The government is now deeply involved in the process of people getting into and out of marriages, but this was not always so. Marriage is simply an agreement — a contact — between at least two people. Or a person and a toaster, perhaps, for that doesn’t really hurt any of us, now, does it?
Churches do lots of weddings, and they’re used to this role. They can keep doing it the same way they have been, except for parts which involve government. Churches could issue marriage licenses; we don’t need the state doing it.
Now, of course, people shouldn’t be required to be religious, or pretend to be, to get married. Any organization or individual could issue marriage licenses.
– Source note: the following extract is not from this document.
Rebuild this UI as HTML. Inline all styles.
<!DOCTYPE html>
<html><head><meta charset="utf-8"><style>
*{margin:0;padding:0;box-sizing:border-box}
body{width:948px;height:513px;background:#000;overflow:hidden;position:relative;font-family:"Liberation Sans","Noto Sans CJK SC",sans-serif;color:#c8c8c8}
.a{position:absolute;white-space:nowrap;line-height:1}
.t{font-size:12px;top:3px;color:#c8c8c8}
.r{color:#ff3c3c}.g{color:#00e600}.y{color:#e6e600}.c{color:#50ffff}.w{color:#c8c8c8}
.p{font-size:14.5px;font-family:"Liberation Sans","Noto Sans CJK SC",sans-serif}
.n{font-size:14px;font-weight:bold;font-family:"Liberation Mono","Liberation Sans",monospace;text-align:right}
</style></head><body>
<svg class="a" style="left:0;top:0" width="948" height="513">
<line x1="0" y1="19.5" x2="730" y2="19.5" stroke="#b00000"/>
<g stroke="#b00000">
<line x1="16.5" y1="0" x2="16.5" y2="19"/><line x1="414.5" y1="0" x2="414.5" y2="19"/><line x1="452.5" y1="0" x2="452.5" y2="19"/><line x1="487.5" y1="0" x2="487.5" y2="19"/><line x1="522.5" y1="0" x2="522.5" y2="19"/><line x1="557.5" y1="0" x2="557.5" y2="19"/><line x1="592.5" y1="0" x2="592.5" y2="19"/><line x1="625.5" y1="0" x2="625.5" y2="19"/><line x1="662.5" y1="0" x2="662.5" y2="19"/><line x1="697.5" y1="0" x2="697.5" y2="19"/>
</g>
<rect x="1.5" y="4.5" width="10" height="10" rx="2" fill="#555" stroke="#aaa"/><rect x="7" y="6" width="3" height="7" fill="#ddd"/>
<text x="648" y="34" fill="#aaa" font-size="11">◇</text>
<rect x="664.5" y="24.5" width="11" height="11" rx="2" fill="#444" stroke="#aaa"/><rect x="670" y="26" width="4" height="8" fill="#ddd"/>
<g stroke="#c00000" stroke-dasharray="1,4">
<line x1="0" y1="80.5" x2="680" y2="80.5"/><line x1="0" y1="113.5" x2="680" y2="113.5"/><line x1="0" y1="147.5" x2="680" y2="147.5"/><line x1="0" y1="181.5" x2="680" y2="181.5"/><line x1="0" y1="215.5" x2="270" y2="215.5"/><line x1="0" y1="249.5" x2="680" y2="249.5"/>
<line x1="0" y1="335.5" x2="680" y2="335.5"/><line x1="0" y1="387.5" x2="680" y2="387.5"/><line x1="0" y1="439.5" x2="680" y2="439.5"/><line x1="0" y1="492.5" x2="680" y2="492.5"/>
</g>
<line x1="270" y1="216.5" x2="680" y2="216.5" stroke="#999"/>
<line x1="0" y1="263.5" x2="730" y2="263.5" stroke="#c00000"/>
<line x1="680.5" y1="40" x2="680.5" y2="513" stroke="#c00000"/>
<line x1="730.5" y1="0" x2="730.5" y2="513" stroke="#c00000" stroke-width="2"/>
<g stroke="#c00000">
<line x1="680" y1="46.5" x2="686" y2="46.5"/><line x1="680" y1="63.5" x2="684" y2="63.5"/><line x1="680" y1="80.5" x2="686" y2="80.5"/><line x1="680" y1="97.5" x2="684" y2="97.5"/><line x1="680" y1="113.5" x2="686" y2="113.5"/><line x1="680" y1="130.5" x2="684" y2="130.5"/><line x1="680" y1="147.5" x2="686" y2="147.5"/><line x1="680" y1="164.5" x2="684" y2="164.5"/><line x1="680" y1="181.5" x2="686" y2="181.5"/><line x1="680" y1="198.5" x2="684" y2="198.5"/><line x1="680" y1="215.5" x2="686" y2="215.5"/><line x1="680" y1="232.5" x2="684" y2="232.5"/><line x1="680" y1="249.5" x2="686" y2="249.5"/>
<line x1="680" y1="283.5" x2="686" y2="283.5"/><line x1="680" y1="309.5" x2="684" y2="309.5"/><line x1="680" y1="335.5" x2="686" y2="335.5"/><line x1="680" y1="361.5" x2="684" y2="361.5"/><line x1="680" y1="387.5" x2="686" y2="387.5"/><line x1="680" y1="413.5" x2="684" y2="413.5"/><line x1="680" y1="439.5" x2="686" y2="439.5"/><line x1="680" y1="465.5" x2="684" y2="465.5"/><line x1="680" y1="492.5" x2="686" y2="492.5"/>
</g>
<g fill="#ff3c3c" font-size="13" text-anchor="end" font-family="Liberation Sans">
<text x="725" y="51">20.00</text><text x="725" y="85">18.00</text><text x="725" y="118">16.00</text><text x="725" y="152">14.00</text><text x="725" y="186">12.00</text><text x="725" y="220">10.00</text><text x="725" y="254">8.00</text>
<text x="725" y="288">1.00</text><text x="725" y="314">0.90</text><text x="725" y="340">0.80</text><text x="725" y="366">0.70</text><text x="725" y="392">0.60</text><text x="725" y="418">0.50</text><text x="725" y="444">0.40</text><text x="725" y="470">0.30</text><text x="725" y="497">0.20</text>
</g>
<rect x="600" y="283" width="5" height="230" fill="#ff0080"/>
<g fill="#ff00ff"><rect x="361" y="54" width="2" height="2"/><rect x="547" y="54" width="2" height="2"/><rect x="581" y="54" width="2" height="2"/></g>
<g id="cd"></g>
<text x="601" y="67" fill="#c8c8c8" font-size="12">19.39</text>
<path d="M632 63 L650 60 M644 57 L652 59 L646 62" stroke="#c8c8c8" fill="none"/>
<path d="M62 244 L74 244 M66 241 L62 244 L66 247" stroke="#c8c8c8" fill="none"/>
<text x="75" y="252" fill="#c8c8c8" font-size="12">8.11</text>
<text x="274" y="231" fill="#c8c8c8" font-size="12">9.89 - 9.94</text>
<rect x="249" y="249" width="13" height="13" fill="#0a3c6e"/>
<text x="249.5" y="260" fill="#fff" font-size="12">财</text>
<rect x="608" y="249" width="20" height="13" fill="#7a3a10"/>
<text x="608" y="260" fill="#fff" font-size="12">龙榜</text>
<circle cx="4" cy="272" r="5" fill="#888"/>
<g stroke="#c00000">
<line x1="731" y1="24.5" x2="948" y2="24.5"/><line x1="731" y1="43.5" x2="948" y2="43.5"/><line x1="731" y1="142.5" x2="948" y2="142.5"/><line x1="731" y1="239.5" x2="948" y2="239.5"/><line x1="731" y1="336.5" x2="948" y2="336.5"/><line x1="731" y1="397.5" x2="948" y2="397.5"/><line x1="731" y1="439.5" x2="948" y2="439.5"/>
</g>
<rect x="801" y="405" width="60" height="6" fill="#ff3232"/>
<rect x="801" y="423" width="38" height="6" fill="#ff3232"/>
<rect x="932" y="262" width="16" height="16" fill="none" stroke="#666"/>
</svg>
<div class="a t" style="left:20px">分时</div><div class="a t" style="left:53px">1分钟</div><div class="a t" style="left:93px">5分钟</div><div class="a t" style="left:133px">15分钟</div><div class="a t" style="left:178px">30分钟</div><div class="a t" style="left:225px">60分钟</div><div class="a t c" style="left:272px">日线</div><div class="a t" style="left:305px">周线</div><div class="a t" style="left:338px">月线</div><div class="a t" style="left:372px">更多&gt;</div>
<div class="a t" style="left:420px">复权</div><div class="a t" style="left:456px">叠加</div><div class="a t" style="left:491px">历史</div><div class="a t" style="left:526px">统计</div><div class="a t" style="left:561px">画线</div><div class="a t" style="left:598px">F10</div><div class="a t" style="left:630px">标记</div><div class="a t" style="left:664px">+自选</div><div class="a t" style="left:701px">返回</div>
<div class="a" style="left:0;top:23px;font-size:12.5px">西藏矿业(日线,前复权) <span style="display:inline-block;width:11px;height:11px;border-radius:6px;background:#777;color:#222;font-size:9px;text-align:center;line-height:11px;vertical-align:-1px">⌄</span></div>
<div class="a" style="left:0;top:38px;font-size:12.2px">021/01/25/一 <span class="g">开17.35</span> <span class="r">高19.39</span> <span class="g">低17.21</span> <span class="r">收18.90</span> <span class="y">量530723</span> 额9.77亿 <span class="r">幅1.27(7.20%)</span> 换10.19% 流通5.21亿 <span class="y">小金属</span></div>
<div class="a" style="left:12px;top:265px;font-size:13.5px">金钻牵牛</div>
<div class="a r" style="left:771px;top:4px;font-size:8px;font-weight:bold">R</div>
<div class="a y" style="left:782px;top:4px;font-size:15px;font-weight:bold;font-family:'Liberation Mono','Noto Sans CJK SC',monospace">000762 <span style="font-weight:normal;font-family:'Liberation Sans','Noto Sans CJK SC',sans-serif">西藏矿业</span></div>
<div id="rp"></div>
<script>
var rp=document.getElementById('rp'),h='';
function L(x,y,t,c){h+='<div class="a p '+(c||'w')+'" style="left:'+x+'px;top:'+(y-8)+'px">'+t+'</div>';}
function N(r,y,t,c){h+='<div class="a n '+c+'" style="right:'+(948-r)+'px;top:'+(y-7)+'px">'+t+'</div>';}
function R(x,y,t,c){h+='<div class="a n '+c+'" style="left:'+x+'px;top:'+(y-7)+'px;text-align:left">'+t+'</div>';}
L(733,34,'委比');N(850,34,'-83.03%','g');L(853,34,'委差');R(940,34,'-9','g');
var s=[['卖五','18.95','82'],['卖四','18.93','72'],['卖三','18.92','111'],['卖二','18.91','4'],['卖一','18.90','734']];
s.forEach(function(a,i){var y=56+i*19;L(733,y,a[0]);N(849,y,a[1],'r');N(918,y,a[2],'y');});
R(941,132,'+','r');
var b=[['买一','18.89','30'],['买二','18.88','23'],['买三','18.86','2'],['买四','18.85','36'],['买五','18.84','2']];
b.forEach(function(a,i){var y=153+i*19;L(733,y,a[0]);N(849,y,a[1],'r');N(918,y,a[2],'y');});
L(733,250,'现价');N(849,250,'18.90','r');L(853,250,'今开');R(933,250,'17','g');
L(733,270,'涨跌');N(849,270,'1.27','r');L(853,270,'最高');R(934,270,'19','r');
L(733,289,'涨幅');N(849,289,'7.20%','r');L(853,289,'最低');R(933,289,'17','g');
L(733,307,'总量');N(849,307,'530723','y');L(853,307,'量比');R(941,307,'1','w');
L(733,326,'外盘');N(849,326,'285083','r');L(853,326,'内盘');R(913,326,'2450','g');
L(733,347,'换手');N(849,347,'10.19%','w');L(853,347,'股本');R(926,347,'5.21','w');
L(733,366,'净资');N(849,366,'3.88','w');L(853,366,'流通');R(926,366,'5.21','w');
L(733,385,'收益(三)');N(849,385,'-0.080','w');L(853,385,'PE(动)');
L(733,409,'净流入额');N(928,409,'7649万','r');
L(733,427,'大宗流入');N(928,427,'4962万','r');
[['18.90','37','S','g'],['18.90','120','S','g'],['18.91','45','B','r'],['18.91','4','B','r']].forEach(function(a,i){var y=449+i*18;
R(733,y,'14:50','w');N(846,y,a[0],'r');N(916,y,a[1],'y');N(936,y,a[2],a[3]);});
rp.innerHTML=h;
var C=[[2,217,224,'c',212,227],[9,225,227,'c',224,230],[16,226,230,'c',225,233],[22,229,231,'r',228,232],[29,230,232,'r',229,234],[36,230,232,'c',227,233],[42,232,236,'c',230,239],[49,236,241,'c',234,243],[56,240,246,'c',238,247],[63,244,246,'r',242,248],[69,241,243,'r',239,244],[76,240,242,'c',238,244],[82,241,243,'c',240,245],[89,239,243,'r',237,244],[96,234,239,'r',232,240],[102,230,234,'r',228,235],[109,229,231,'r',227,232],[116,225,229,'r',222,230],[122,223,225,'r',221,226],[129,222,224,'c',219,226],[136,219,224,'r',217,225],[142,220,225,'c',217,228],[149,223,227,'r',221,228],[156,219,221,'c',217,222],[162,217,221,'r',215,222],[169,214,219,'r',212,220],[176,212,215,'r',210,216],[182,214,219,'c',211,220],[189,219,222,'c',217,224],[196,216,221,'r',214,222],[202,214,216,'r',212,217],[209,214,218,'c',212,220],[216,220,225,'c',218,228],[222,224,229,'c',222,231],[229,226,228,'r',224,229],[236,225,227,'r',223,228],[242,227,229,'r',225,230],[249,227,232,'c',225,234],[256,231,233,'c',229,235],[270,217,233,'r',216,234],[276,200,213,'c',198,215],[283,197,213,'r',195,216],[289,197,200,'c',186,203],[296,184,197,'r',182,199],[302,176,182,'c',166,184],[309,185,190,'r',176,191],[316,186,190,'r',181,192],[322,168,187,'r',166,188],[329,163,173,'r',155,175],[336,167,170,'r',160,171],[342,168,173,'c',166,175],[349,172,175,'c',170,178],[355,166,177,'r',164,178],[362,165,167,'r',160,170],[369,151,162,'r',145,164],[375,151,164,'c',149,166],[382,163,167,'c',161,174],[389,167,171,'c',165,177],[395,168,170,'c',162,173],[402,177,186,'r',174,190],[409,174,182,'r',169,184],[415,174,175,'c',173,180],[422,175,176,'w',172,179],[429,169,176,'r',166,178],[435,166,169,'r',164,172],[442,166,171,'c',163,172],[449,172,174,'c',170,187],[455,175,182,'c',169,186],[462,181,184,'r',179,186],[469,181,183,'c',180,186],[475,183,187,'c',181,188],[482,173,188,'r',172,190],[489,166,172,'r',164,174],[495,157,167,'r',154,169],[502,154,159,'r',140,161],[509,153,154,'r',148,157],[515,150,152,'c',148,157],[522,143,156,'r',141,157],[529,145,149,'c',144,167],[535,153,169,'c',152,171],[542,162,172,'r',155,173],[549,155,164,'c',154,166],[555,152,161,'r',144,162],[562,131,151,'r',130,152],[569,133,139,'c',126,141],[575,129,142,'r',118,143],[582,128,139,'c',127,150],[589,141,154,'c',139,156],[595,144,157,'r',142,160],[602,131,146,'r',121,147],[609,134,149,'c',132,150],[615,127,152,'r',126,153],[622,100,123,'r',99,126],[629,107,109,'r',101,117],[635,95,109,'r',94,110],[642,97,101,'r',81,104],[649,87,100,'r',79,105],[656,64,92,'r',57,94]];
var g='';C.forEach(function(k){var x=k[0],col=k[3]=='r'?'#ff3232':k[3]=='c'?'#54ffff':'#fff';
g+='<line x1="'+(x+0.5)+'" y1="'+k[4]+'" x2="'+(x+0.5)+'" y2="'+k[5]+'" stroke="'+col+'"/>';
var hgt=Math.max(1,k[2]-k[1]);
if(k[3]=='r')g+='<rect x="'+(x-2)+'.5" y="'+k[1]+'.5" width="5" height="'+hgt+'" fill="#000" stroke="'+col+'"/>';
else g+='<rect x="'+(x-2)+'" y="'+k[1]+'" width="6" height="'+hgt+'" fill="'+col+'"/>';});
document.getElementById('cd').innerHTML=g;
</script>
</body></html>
For that matter, we could simply have official recognition of people’s relationship statuses on Facebook.
Yes, I mean that. Why not?
It used to be really simple. There’s no good reason for it to have become so complicated. Let’s fix that, with separation of marriage and the state.
Now, at the same time, we will need to change certain other things. Right now, the state encourages people to marry, with varying tax rates for married and single people. I contend that this is not a proper role for the state. There should be no reward for marrying, nor should there be any kind of penalty. They’re our marriages, not the government’s. Government should simply have stayed out of such matters, and should get out of them now.